Charles Richard-Hamelin stands out on the international music scene as a “highly sensitive” pianist (Gramophone), driven by “a great depth of feeling without the slightest condescension” (Le Devoir). He is recognized as “fluent, multifaceted and tonally seductive… a technician of exceptional elegance and sophistication” (BBC Music Magazine).

In 2015, he received the Silver Medal at the International Frederic Chopin Piano Competition in Warsaw and the Krystian Zimerman Prize for best performance of a sonata. He also won Second Prize at the Concours musical international de Montréal and Third Prize and the Special Prize for best performance of a Beethoven sonata at the Seoul International Music Competition, in South Korea.

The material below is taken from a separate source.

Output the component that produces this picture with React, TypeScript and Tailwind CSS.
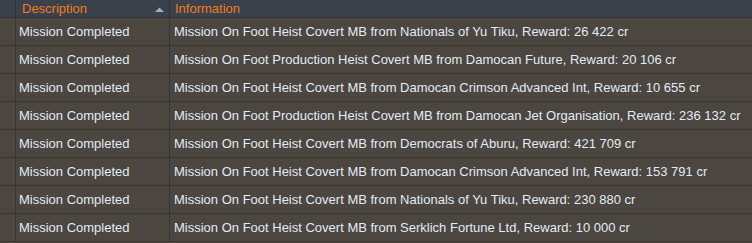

Charles Richard-Hamelin is in great demand as a guest performer at the world’s greatest classical music festivals, including the International Piano Festival of La Roque d’Anthéron in France, the Prague Spring International Music Festival, the International “Chopin and his Europe” Festival in Warsaw, the Festival International de Lanaudière and the George Enescu Festival in Bucharest. He has worked with renowned conductors, including Kent Nagano, Vasily Petrenko, Jacek Kaspszyk, Aziz Shokhakimov, Peter Oundjian, Jacques Lacombe, Fabien Gabel, Carlo Rizzi, Alexander Prior, Christoph Campestrini, Lan Shui, Jean-Marie Zeitouni, Charles Olivieri-Munroe, Howard Shelley, Antoni Wit and Jonathan Cohen. He has also performed as a soloist with famous orchestras around the world, including the Orchestre symphonique de Montréal, the Québec, Toronto, Edmonton, Warsaw, Singapore and Hiroshima symphony orchestras, as well as the Orchestre Métropolitain, Les Violons du Roy, I Musici de Montréal, the National Arts Centre Orchestra in Ottawa, the Calgary Philharmonic Orchestra, OFUNAM (Mexico City), the Kraków Philharmonic Orchestra, the Poznań Philharmonic Orchestra and Sinfonia Varsovia.

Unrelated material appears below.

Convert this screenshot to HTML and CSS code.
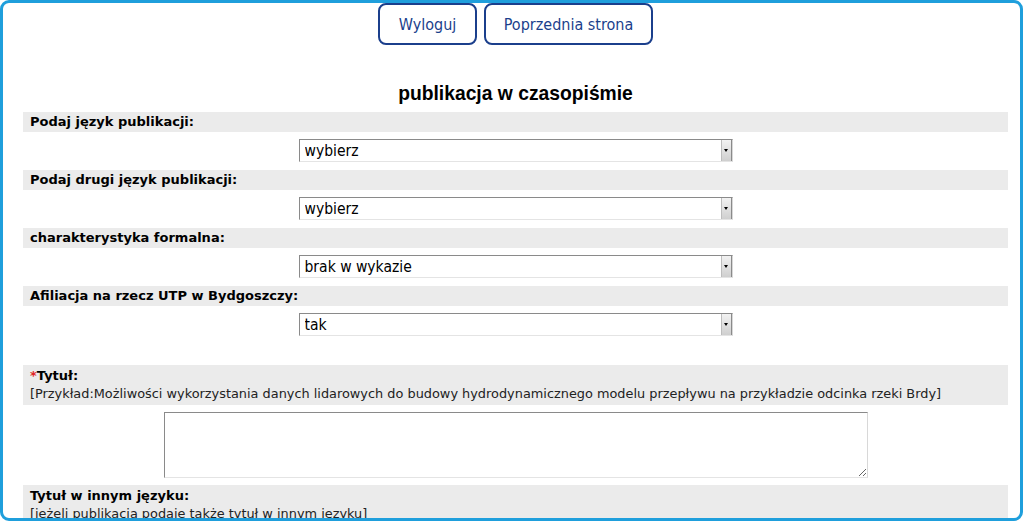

Charles Richard-Hamelin has recorded five albums to this day, all published on the Analekta label. In 2015, he first recorded acclaimed performances of Chopin’s last works. Launched in 2016, his second album brings together works by Beethoven, Enescu and Chopin, recorded in concert at the Palais Montcalm in Québec City. His discography then was enriched by two more CDs, one devoted to the first part of a complete collection of Beethoven violin and piano sonatas, recorded with the solo violinist of the Orchestre symphonique de Montréal, Andrew Wan. His latest offering, devoted to Chopin’s two piano concertos, was recorded live in concert at Montréal’s Maison symphonique with the Orchestre symphonique de Montréal under the direction of Kent Nagano. His most recent collaboration with Les Violons du Roy leads to the publication of his latest album: Mozart’s Piano Concertos Nos 22 and 24, under the direction of Jonathan Cohen. These albums received awards and enthusiastic reviews from the leading music critics.